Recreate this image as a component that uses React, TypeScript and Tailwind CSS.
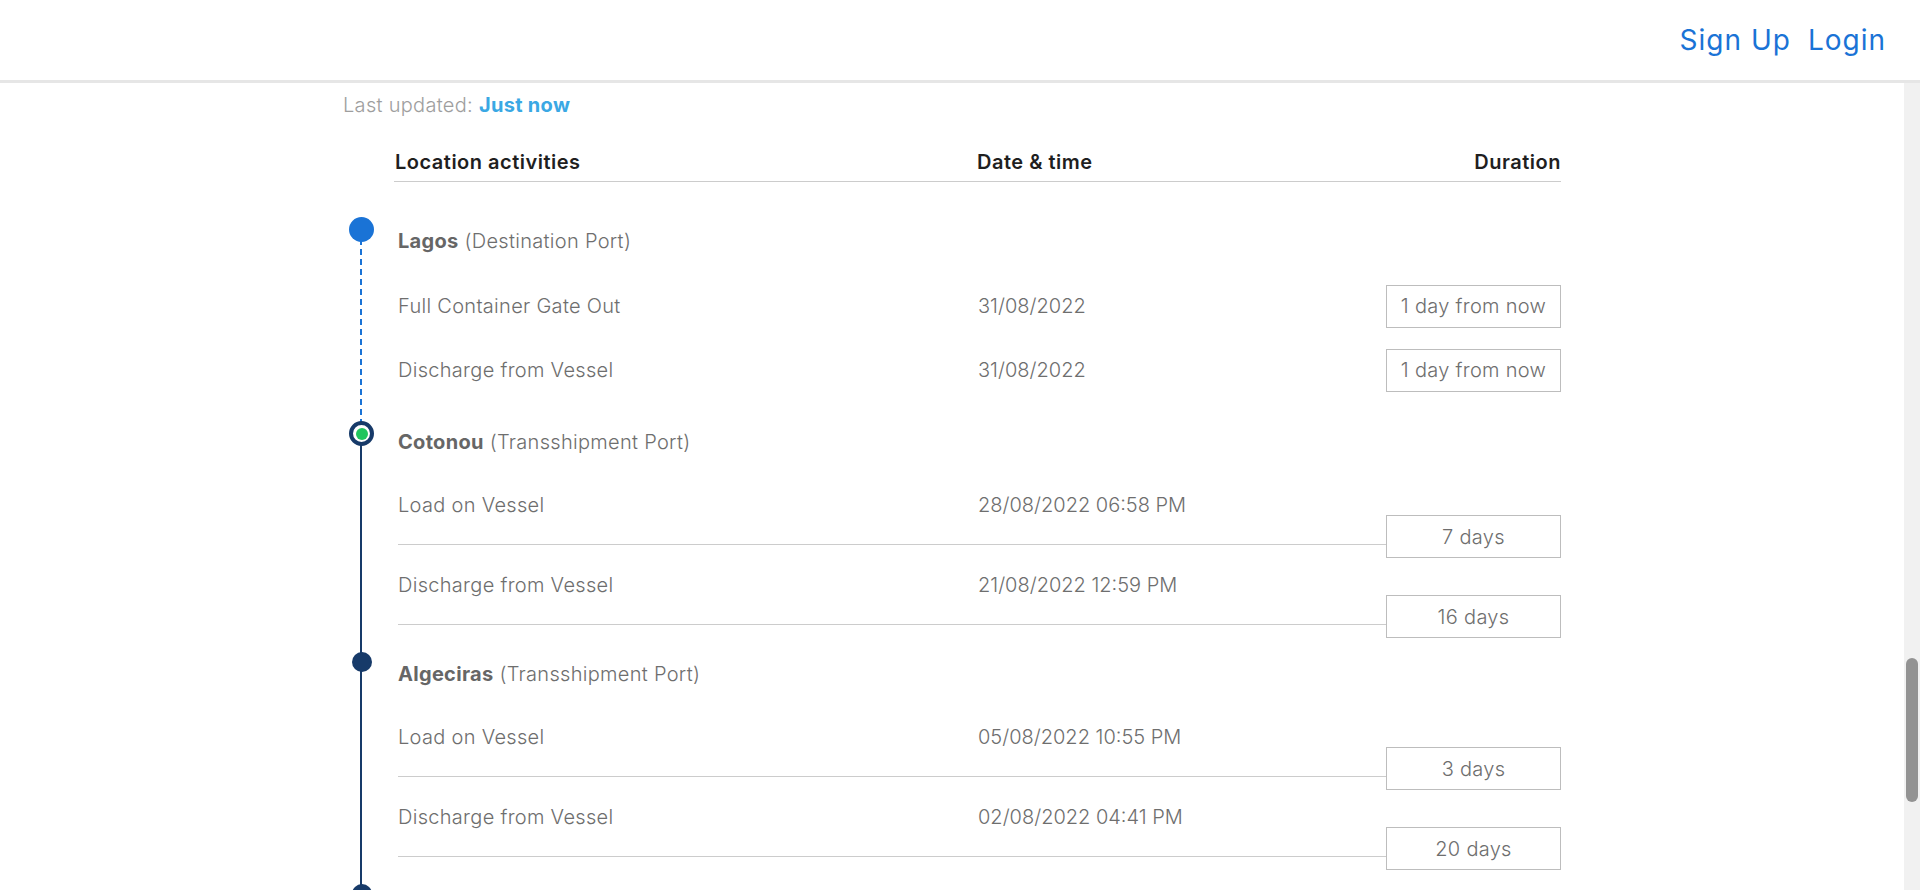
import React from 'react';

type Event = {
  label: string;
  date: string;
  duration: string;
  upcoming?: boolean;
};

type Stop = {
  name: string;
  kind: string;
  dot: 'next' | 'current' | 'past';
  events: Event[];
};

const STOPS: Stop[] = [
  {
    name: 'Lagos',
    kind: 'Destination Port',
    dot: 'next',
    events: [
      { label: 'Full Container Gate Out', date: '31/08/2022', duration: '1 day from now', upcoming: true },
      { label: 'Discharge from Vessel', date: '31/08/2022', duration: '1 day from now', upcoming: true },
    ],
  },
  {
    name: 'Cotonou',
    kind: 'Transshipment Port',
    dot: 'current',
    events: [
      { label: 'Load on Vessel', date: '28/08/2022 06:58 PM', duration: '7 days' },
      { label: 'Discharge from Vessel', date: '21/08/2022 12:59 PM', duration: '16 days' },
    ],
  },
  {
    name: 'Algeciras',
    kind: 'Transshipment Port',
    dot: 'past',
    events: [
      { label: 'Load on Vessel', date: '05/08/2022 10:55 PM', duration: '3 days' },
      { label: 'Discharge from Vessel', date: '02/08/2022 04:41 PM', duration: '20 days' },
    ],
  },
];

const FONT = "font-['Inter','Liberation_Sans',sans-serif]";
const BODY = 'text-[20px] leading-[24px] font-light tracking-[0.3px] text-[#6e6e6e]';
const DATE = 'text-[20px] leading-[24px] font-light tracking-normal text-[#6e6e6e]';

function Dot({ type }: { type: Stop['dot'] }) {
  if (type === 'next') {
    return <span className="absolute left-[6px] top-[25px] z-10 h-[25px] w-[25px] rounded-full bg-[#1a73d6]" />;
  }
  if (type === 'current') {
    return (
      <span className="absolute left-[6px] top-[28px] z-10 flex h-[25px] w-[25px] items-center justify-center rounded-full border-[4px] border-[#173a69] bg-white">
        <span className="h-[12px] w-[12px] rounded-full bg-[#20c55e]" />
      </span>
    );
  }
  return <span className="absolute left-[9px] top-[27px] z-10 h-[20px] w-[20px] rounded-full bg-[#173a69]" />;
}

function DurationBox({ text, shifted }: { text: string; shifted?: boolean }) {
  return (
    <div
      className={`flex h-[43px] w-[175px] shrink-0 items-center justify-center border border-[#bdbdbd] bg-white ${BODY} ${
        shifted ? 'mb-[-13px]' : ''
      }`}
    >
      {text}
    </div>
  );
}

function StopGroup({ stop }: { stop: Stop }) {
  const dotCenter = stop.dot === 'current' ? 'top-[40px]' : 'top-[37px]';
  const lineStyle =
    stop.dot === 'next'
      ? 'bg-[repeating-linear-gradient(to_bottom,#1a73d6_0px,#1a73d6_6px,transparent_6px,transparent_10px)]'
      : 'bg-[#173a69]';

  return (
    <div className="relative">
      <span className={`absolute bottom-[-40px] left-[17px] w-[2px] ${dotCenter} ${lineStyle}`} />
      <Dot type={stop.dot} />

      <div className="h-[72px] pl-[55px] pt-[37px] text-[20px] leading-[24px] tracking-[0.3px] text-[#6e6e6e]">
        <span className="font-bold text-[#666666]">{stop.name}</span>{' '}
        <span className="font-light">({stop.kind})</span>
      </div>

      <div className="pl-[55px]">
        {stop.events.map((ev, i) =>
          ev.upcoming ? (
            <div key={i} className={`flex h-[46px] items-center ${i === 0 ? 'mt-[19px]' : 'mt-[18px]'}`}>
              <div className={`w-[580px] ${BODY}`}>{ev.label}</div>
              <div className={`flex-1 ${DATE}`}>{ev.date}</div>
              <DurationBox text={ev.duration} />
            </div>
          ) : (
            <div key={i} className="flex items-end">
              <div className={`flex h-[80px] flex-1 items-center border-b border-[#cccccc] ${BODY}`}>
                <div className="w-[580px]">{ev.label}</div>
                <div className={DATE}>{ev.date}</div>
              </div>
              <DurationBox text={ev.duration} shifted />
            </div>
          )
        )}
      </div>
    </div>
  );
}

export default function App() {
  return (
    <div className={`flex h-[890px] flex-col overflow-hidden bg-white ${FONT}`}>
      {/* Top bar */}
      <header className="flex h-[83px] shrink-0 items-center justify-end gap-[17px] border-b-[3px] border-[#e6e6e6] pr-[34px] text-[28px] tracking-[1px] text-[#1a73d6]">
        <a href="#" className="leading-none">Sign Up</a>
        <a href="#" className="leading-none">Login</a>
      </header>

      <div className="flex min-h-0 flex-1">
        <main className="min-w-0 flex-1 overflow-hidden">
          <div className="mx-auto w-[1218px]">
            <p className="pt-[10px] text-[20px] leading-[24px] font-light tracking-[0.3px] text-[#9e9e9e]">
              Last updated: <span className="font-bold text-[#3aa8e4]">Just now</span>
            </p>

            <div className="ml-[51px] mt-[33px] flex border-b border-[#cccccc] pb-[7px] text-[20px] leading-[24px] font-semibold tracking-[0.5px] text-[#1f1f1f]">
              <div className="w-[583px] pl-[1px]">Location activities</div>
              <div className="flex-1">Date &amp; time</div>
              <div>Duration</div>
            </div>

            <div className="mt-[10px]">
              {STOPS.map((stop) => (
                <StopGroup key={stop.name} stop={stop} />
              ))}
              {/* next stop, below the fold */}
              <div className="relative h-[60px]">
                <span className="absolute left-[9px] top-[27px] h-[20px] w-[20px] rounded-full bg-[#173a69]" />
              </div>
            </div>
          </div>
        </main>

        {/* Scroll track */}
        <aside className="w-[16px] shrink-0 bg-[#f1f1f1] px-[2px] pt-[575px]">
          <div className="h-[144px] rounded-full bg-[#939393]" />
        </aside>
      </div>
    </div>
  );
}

What you are asked to do
Give the material again exactly as it is, but keep the pictures out.

Exercise solution
Recreate this image as a component that uses React, TypeScript and Tailwind CSS.
import React from 'react';

type Event = {
  label: string;
  date: string;
  duration: string;
  upcoming?: boolean;
};

type Stop = {
  name: string;
  kind: string;
  dot: 'next' | 'current' | 'past';
  events: Event[];
};

const STOPS: Stop[] = [
  {
    name: 'Lagos',
    kind: 'Destination Port',
    dot: 'next',
    events: [
      { label: 'Full Container Gate Out', date: '31/08/2022', duration: '1 day from now', upcoming: true },
      { label: 'Discharge from Vessel', date: '31/08/2022', duration: '1 day from now', upcoming: true },
    ],
  },
  {
    name: 'Cotonou',
    kind: 'Transshipment Port',
    dot: 'current',
    events: [
      { label: 'Load on Vessel', date: '28/08/2022 06:58 PM', duration: '7 days' },
      { label: 'Discharge from Vessel', date: '21/08/2022 12:59 PM', duration: '16 days' },
    ],
  },
  {
    name: 'Algeciras',
    kind: 'Transshipment Port',
    dot: 'past',
    events: [
      { label: 'Load on Vessel', date: '05/08/2022 10:55 PM', duration: '3 days' },
      { label: 'Discharge from Vessel', date: '02/08/2022 04:41 PM', duration: '20 days' },
    ],
  },
];

const FONT = "font-['Inter','Liberation_Sans',sans-serif]";
const BODY = 'text-[20px] leading-[24px] font-light tracking-[0.3px] text-[#6e6e6e]';
const DATE = 'text-[20px] leading-[24px] font-light tracking-normal text-[#6e6e6e]';

function Dot({ type }: { type: Stop['dot'] }) {
  if (type === 'next') {
    return <span className="absolute left-[6px] top-[25px] z-10 h-[25px] w-[25px] rounded-full bg-[#1a73d6]" />;
  }
  if (type === 'current') {
    return (
      <span className="absolute left-[6px] top-[28px] z-10 flex h-[25px] w-[25px] items-center justify-center rounded-full border-[4px] border-[#173a69] bg-white">
        <span className="h-[12px] w-[12px] rounded-full bg-[#20c55e]" />
      </span>
    );
  }
  return <span className="absolute left-[9px] top-[27px] z-10 h-[20px] w-[20px] rounded-full bg-[#173a69]" />;
}

function DurationBox({ text, shifted }: { text: string; shifted?: boolean }) {
  return (
    <div
      className={`flex h-[43px] w-[175px] shrink-0 items-center justify-center border border-[#bdbdbd] bg-white ${BODY} ${
        shifted ? 'mb-[-13px]' : ''
      }`}
    >
      {text}
    </div>
  );
}

function StopGroup({ stop }: { stop: Stop }) {
  const dotCenter = stop.dot === 'current' ? 'top-[40px]' : 'top-[37px]';
  const lineStyle =
    stop.dot === 'next'
      ? 'bg-[repeating-linear-gradient(to_bottom,#1a73d6_0px,#1a73d6_6px,transparent_6px,transparent_10px)]'
      : 'bg-[#173a69]';

  return (
    <div className="relative">
      <span className={`absolute bottom-[-40px] left-[17px] w-[2px] ${dotCenter} ${lineStyle}`} />
      <Dot type={stop.dot} />

      <div className="h-[72px] pl-[55px] pt-[37px] text-[20px] leading-[24px] tracking-[0.3px] text-[#6e6e6e]">
        <span className="font-bold text-[#666666]">{stop.name}</span>{' '}
        <span className="font-light">({stop.kind})</span>
      </div>

      <div className="pl-[55px]">
        {stop.events.map((ev, i) =>
          ev.upcoming ? (
            <div key={i} className={`flex h-[46px] items-center ${i === 0 ? 'mt-[19px]' : 'mt-[18px]'}`}>
              <div className={`w-[580px] ${BODY}`}>{ev.label}</div>
              <div className={`flex-1 ${DATE}`}>{ev.date}</div>
              <DurationBox text={ev.duration} />
            </div>
          ) : (
            <div key={i} className="flex items-end">
              <div className={`flex h-[80px] flex-1 items-center border-b border-[#cccccc] ${BODY}`}>
                <div className="w-[580px]">{ev.label}</div>
                <div className={DATE}>{ev.date}</div>
              </div>
              <DurationBox text={ev.duration} shifted />
            </div>
          )
        )}
      </div>
    </div>
  );
}

export default function App() {
  return (
    <div className={`flex h-[890px] flex-col overflow-hidden bg-white ${FONT}`}>
      {/* Top bar */}
      <header className="flex h-[83px] shrink-0 items-center justify-end gap-[17px] border-b-[3px] border-[#e6e6e6] pr-[34px] text-[28px] tracking-[1px] text-[#1a73d6]">
        <a href="#" className="leading-none">Sign Up</a>
        <a href="#" className="leading-none">Login</a>
      </header>

      <div className="flex min-h-0 flex-1">
        <main className="min-w-0 flex-1 overflow-hidden">
          <div className="mx-auto w-[1218px]">
            <p className="pt-[10px] text-[20px] leading-[24px] font-light tracking-[0.3px] text-[#9e9e9e]">
              Last updated: <span className="font-bold text-[#3aa8e4]">Just now</span>
            </p>

            <div className="ml-[51px] mt-[33px] flex border-b border-[#cccccc] pb-[7px] text-[20px] leading-[24px] font-semibold tracking-[0.5px] text-[#1f1f1f]">
              <div className="w-[583px] pl-[1px]">Location activities</div>
              <div className="flex-1">Date &amp; time</div>
              <div>Duration</div>
            </div>

            <div className="mt-[10px]">
              {STOPS.map((stop) => (
                <StopGroup key={stop.name} stop={stop} />
              ))}
              {/* next stop, below the fold */}
              <div className="relative h-[60px]">
                <span className="absolute left-[9px] top-[27px] h-[20px] w-[20px] rounded-full bg-[#173a69]" />
              </div>
            </div>
          </div>
        </main>

        {/* Scroll track */}
        <aside className="w-[16px] shrink-0 bg-[#f1f1f1] px-[2px] pt-[575px]">
          <div className="h-[144px] rounded-full bg-[#939393]" />
        </aside>
      </div>
    </div>
  );
}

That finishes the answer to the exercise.